JOB: All of the data should be output character for character, except the pictures.

DATA SHOWN:

-- Start --

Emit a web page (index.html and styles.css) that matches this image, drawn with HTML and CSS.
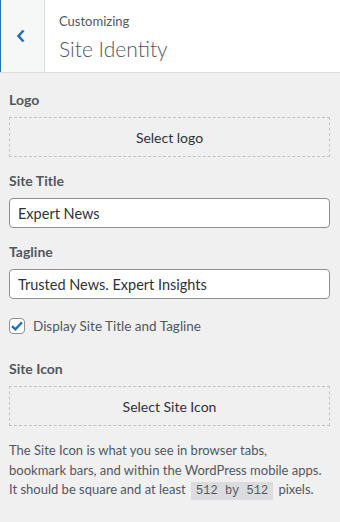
FILE: index.html
```html
<!DOCTYPE html>
<html lang="en">
<head>
    <meta charset="UTF-8">
    <meta name="viewport" content="width=device-width, initial-scale=1.0">
    <title>Site Identity</title>
    <link rel="stylesheet" href="styles.css">
</head>
<body>
    <div class="panel-header">
        <button class="back-button" aria-label="Back">
            <svg width="10" height="14" viewBox="0 0 10 14"><path d="M7.5 1.5 L2.5 7 L7.5 12.5" fill="none" stroke="#2271b1" stroke-width="2.6"/></svg>
        </button>
        <div class="panel-title">
            <span class="panel-sub">Customizing</span>
            <h3>Site Identity</h3>
        </div>
    </div>

    <div class="controls">
        <div class="control">
            <span class="control-label">Logo</span>
            <button class="upload-button">Select logo</button>
        </div>
        <div class="control">
            <label class="control-label" for="blogname">Site Title</label>
            <input type="text" id="blogname" value="Expert News">
        </div>
        <div class="control">
            <label class="control-label" for="blogdescription">Tagline</label>
            <input type="text" id="blogdescription" value="Trusted News. Expert Insights">
        </div>
        <div class="control checkbox-control">
            <label><span class="check"><svg width="14" height="12" viewBox="0 0 14 12"><path d="M2 6.2 L5.4 9.4 L12 2.2" fill="none" stroke="#2271b1" stroke-width="2.4"/></svg></span>Display Site Title and Tagline</label>
        </div>
        <div class="control">
            <span class="control-label">Site Icon</span>
            <button class="upload-button">Select Site Icon</button>
            <p class="description">The Site Icon is what you see in browser tabs,<br>bookmark bars, and within the WordPress mobile apps.<br>It should be square and at least <code>512 by 512</code> pixels.</p>
        </div>
    </div>
</body>
</html>
```

FILE: styles.css
```css
body {
    margin: 0;
    background-color: #f0f0f1;
    font-family: Lato, "Noto Sans", sans-serif;
    font-size: 13px;
    color: #50575e;
}
.panel-header {
    display: flex;
    height: 72px;
    background: white;
    border-bottom: 1px solid #dcdcde;
}
.back-button {
    width: 45px;
    height: 72px;
    padding: 0;
    margin: 0;
    background: #f6f7f7;
    border: none;
    border-left: 1px solid #2271b1;
    border-right: 1px solid #dcdcde;
    display: flex;
    align-items: center;
    justify-content: center;
    cursor: pointer;
}
.back-button svg {
    margin-left: -3px;
}
.panel-title {
    padding: 11px 0 0 14px;
}
.panel-sub {
    display: block;
    font-size: 13px;
    line-height: 20px;
    color: #50575e;
}
.panel-title h3 {
    margin: 5px 0 0 0;
    font-size: 21px;
    font-weight: 300;
    line-height: 26px;
    color: #50575e;
}
.controls {
    padding: 17px 10px 0 9px;
}
.control {
    margin-bottom: 14px;
}
.control-label {
    display: block;
    font-size: 14px;
    font-weight: 700;
    line-height: 20px;
    color: #50575e;
    margin-bottom: 7px;
}
.upload-button {
    display: block;
    width: 100%;
    height: 40px;
    background: transparent;
    border: 1px dashed #c3c4c7;
    font-family: inherit;
    font-size: 14px;
    color: #2c3338;
    cursor: pointer;
}
.control input {
    width: 100%;
    height: 30px;
    box-sizing: border-box;
    border: 1px solid #8c8f94;
    border-radius: 4px;
    padding: 0 8px;
    font-family: inherit;
    font-size: 14.5px;
    color: #2c3338;
    background: white;
}
.checkbox-control {
    margin-top: 17px;
    margin-bottom: 23px;
}
.checkbox-control label {
    display: flex;
    align-items: center;
    height: 20px;
    font-size: 13.5px;
    color: #50575e;
}
.check {
    width: 16px;
    height: 16px;
    box-sizing: border-box;
    border: 1px solid #8c8f94;
    border-radius: 4px;
    background: white;
    margin-right: 8px;
    display: flex;
    align-items: center;
    justify-content: center;
}
.description {
    margin: 15px -10px 0 0;
    font-size: 13px;
    line-height: 19.5px;
    color: #50575e;
    white-space: nowrap;
}
code {
    font-family: "Liberation Mono", monospace;
    font-size: 12px;
    line-height: 16px;
    background: #dcdcde;
    padding: 2px 5px;
    margin: 0 2px;
}
```
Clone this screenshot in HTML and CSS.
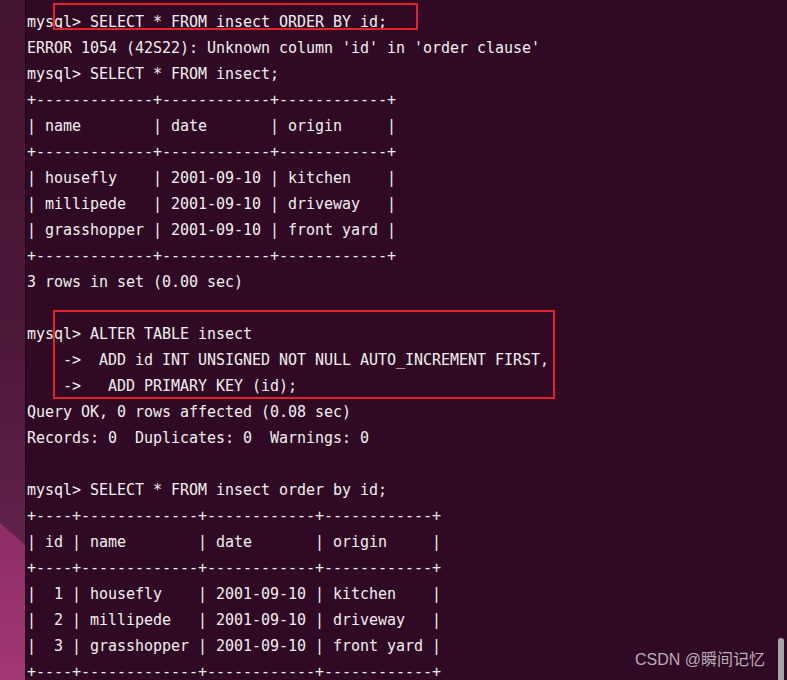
FILE: index.html
```html
<!DOCTYPE html>
<html>
<head>
<meta charset="utf-8">
<link rel="stylesheet" href="styles.css">
</head>
<body>
<div class="screen">
  <div class="wallpaper"></div>
  <div class="terminal">
<pre class="output">mysql&gt; SELECT * FROM insect ORDER BY id;
ERROR 1054 (42S22): Unknown column 'id' in 'order clause'
mysql&gt; SELECT * FROM insect;
+-------------+------------+------------+
| name        | date       | origin     |
+-------------+------------+------------+
| housefly    | 2001-09-10 | kitchen    |
| millipede   | 2001-09-10 | driveway   |
| grasshopper | 2001-09-10 | front yard |
+-------------+------------+------------+
3 rows in set (0.00 sec)

mysql&gt; ALTER TABLE insect
    -&gt;  ADD id INT UNSIGNED NOT NULL AUTO_INCREMENT FIRST,
    -&gt;   ADD PRIMARY KEY (id);
Query OK, 0 rows affected (0.08 sec)
Records: 0  Duplicates: 0  Warnings: 0

mysql&gt; SELECT * FROM insect order by id;
+----+-------------+------------+------------+
| id | name        | date       | origin     |
+----+-------------+------------+------------+
|  1 | housefly    | 2001-09-10 | kitchen    |
|  2 | millipede   | 2001-09-10 | driveway   |
|  3 | grasshopper | 2001-09-10 | front yard |
+----+-------------+------------+------------+</pre>
    <div class="mark mark-one"></div>
    <div class="mark mark-two"></div>
    <div class="watermark">CSDN @瞬间记忆</div>
    <div class="scrollbar"></div>
  </div>
</div>
</body>
</html>
```
FILE: styles.css
```css
html, body {
  margin: 0;
  padding: 0;
  width: 787px;
  height: 680px;
  overflow: hidden;
  background: #300a24;
}

.screen {
  display: flex;
  width: 787px;
  height: 680px;
}

.wallpaper {
  position: relative;
  width: 25px;
  flex: none;
  background: linear-gradient(to bottom, #451432 0%, #4e1839 50%, #5e2149 75%, #5e2149 100%);
  border-right: 1px solid #1c0614;
  overflow: hidden;
}

.wallpaper::after {
  content: "";
  position: absolute;
  left: 0;
  top: 0;
  width: 25px;
  height: 680px;
  background: linear-gradient(to bottom, #8c2d66 520px, #a23775 680px);
  clip-path: polygon(0 523px, 25px 545px, 25px 680px, 0 680px);
}

.terminal {
  position: relative;
  flex: 1;
  background: #300a24;
  padding: 9px 0 0 1px;
}

.output {
  margin: 0;
  font-family: "DejaVu Sans Mono", "Liberation Mono", monospace;
  font-size: 15px;
  letter-spacing: -0.03px;
  line-height: 26px;
  color: #f0eff0;
  white-space: pre;
}

.mark {
  position: absolute;
  border: 2px solid #e3212b;
  box-sizing: border-box;
}

.mark-one {
  left: 27px;
  top: 3px;
  width: 365px;
  height: 27px;
}

.mark-two {
  left: 27px;
  top: 310px;
  width: 502px;
  height: 89px;
}

.watermark {
  position: absolute;
  left: 609px;
  top: 650px;
  font-family: "Liberation Sans", "Noto Sans CJK SC", sans-serif;
  font-size: 16px;
  line-height: 20px;
  color: rgba(225, 220, 225, 0.78);
  white-space: nowrap;
}

.scrollbar {
  position: absolute;
  left: 752px;
  top: 638px;
  width: 6px;
  height: 48px;
  border-radius: 3px;
  background: #a7a5a7;
}
```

-- End --

THE RESULT:
Emit a web page (index.html and styles.css) that matches this image, drawn with HTML and CSS.
FILE: index.html
```html
<!DOCTYPE html>
<html lang="en">
<head>
    <meta charset="UTF-8">
    <meta name="viewport" content="width=device-width, initial-scale=1.0">
    <title>Site Identity</title>
    <link rel="stylesheet" href="styles.css">
</head>
<body>
    <div class="panel-header">
        <button class="back-button" aria-label="Back">
            <svg width="10" height="14" viewBox="0 0 10 14"><path d="M7.5 1.5 L2.5 7 L7.5 12.5" fill="none" stroke="#2271b1" stroke-width="2.6"/></svg>
        </button>
        <div class="panel-title">
            <span class="panel-sub">Customizing</span>
            <h3>Site Identity</h3>
        </div>
    </div>

    <div class="controls">
        <div class="control">
            <span class="control-label">Logo</span>
            <button class="upload-button">Select logo</button>
        </div>
        <div class="control">
            <label class="control-label" for="blogname">Site Title</label>
            <input type="text" id="blogname" value="Expert News">
        </div>
        <div class="control">
            <label class="control-label" for="blogdescription">Tagline</label>
            <input type="text" id="blogdescription" value="Trusted News. Expert Insights">
        </div>
        <div class="control checkbox-control">
            <label><span class="check"><svg width="14" height="12" viewBox="0 0 14 12"><path d="M2 6.2 L5.4 9.4 L12 2.2" fill="none" stroke="#2271b1" stroke-width="2.4"/></svg></span>Display Site Title and Tagline</label>
        </div>
        <div class="control">
            <span class="control-label">Site Icon</span>
            <button class="upload-button">Select Site Icon</button>
            <p class="description">The Site Icon is what you see in browser tabs,<br>bookmark bars, and within the WordPress mobile apps.<br>It should be square and at least <code>512 by 512</code> pixels.</p>
        </div>
    </div>
</body>
</html>
```

FILE: styles.css
```css
body {
    margin: 0;
    background-color: #f0f0f1;
    font-family: Lato, "Noto Sans", sans-serif;
    font-size: 13px;
    color: #50575e;
}
.panel-header {
    display: flex;
    height: 72px;
    background: white;
    border-bottom: 1px solid #dcdcde;
}
.back-button {
    width: 45px;
    height: 72px;
    padding: 0;
    margin: 0;
    background: #f6f7f7;
    border: none;
    border-left: 1px solid #2271b1;
    border-right: 1px solid #dcdcde;
    display: flex;
    align-items: center;
    justify-content: center;
    cursor: pointer;
}
.back-button svg {
    margin-left: -3px;
}
.panel-title {
    padding: 11px 0 0 14px;
}
.panel-sub {
    display: block;
    font-size: 13px;
    line-height: 20px;
    color: #50575e;
}
.panel-title h3 {
    margin: 5px 0 0 0;
    font-size: 21px;
    font-weight: 300;
    line-height: 26px;
    color: #50575e;
}
.controls {
    padding: 17px 10px 0 9px;
}
.control {
    margin-bottom: 14px;
}
.control-label {
    display: block;
    font-size: 14px;
    font-weight: 700;
    line-height: 20px;
    color: #50575e;
    margin-bottom: 7px;
}
.upload-button {
    display: block;
    width: 100%;
    height: 40px;
    background: transparent;
    border: 1px dashed #c3c4c7;
    font-family: inherit;
    font-size: 14px;
    color: #2c3338;
    cursor: pointer;
}
.control input {
    width: 100%;
    height: 30px;
    box-sizing: border-box;
    border: 1px solid #8c8f94;
    border-radius: 4px;
    padding: 0 8px;
    font-family: inherit;
    font-size: 14.5px;
    color: #2c3338;
    background: white;
}
.checkbox-control {
    margin-top: 17px;
    margin-bottom: 23px;
}
.checkbox-control label {
    display: flex;
    align-items: center;
    height: 20px;
    font-size: 13.5px;
    color: #50575e;
}
.check {
    width: 16px;
    height: 16px;
    box-sizing: border-box;
    border: 1px solid #8c8f94;
    border-radius: 4px;
    background: white;
    margin-right: 8px;
    display: flex;
    align-items: center;
    justify-content: center;
}
.description {
    margin: 15px -10px 0 0;
    font-size: 13px;
    line-height: 19.5px;
    color: #50575e;
    white-space: nowrap;
}
code {
    font-family: "Liberation Mono", monospace;
    font-size: 12px;
    line-height: 16px;
    background: #dcdcde;
    padding: 2px 5px;
    margin: 0 2px;
}
```
Clone this screenshot in HTML and CSS.
FILE: index.html
```html
<!DOCTYPE html>
<html>
<head>
<meta charset="utf-8">
<link rel="stylesheet" href="styles.css">
</head>
<body>
<div class="screen">
  <div class="wallpaper"></div>
  <div class="terminal">
<pre class="output">mysql&gt; SELECT * FROM insect ORDER BY id;
ERROR 1054 (42S22): Unknown column 'id' in 'order clause'
mysql&gt; SELECT * FROM insect;
+-------------+------------+------------+
| name        | date       | origin     |
+-------------+------------+------------+
| housefly    | 2001-09-10 | kitchen    |
| millipede   | 2001-09-10 | driveway   |
| grasshopper | 2001-09-10 | front yard |
+-------------+------------+------------+
3 rows in set (0.00 sec)

mysql&gt; ALTER TABLE insect
    -&gt;  ADD id INT UNSIGNED NOT NULL AUTO_INCREMENT FIRST,
    -&gt;   ADD PRIMARY KEY (id);
Query OK, 0 rows affected (0.08 sec)
Records: 0  Duplicates: 0  Warnings: 0

mysql&gt; SELECT * FROM insect order by id;
+----+-------------+------------+------------+
| id | name        | date       | origin     |
+----+-------------+------------+------------+
|  1 | housefly    | 2001-09-10 | kitchen    |
|  2 | millipede   | 2001-09-10 | driveway   |
|  3 | grasshopper | 2001-09-10 | front yard |
+----+-------------+------------+------------+</pre>
    <div class="mark mark-one"></div>
    <div class="mark mark-two"></div>
    <div class="watermark">CSDN @瞬间记忆</div>
    <div class="scrollbar"></div>
  </div>
</div>
</body>
</html>
```
FILE: styles.css
```css
html, body {
  margin: 0;
  padding: 0;
  width: 787px;
  height: 680px;
  overflow: hidden;
  background: #300a24;
}

.screen {
  display: flex;
  width: 787px;
  height: 680px;
}

.wallpaper {
  position: relative;
  width: 25px;
  flex: none;
  background: linear-gradient(to bottom, #451432 0%, #4e1839 50%, #5e2149 75%, #5e2149 100%);
  border-right: 1px solid #1c0614;
  overflow: hidden;
}

.wallpaper::after {
  content: "";
  position: absolute;
  left: 0;
  top: 0;
  width: 25px;
  height: 680px;
  background: linear-gradient(to bottom, #8c2d66 520px, #a23775 680px);
  clip-path: polygon(0 523px, 25px 545px, 25px 680px, 0 680px);
}

.terminal {
  position: relative;
  flex: 1;
  background: #300a24;
  padding: 9px 0 0 1px;
}

.output {
  margin: 0;
  font-family: "DejaVu Sans Mono", "Liberation Mono", monospace;
  font-size: 15px;
  letter-spacing: -0.03px;
  line-height: 26px;
  color: #f0eff0;
  white-space: pre;
}

.mark {
  position: absolute;
  border: 2px solid #e3212b;
  box-sizing: border-box;
}

.mark-one {
  left: 27px;
  top: 3px;
  width: 365px;
  height: 27px;
}

.mark-two {
  left: 27px;
  top: 310px;
  width: 502px;
  height: 89px;
}

.watermark {
  position: absolute;
  left: 609px;
  top: 650px;
  font-family: "Liberation Sans", "Noto Sans CJK SC", sans-serif;
  font-size: 16px;
  line-height: 20px;
  color: rgba(225, 220, 225, 0.78);
  white-space: nowrap;
}

.scrollbar {
  position: absolute;
  left: 752px;
  top: 638px;
  width: 6px;
  height: 48px;
  border-radius: 3px;
  background: #a7a5a7;
}
```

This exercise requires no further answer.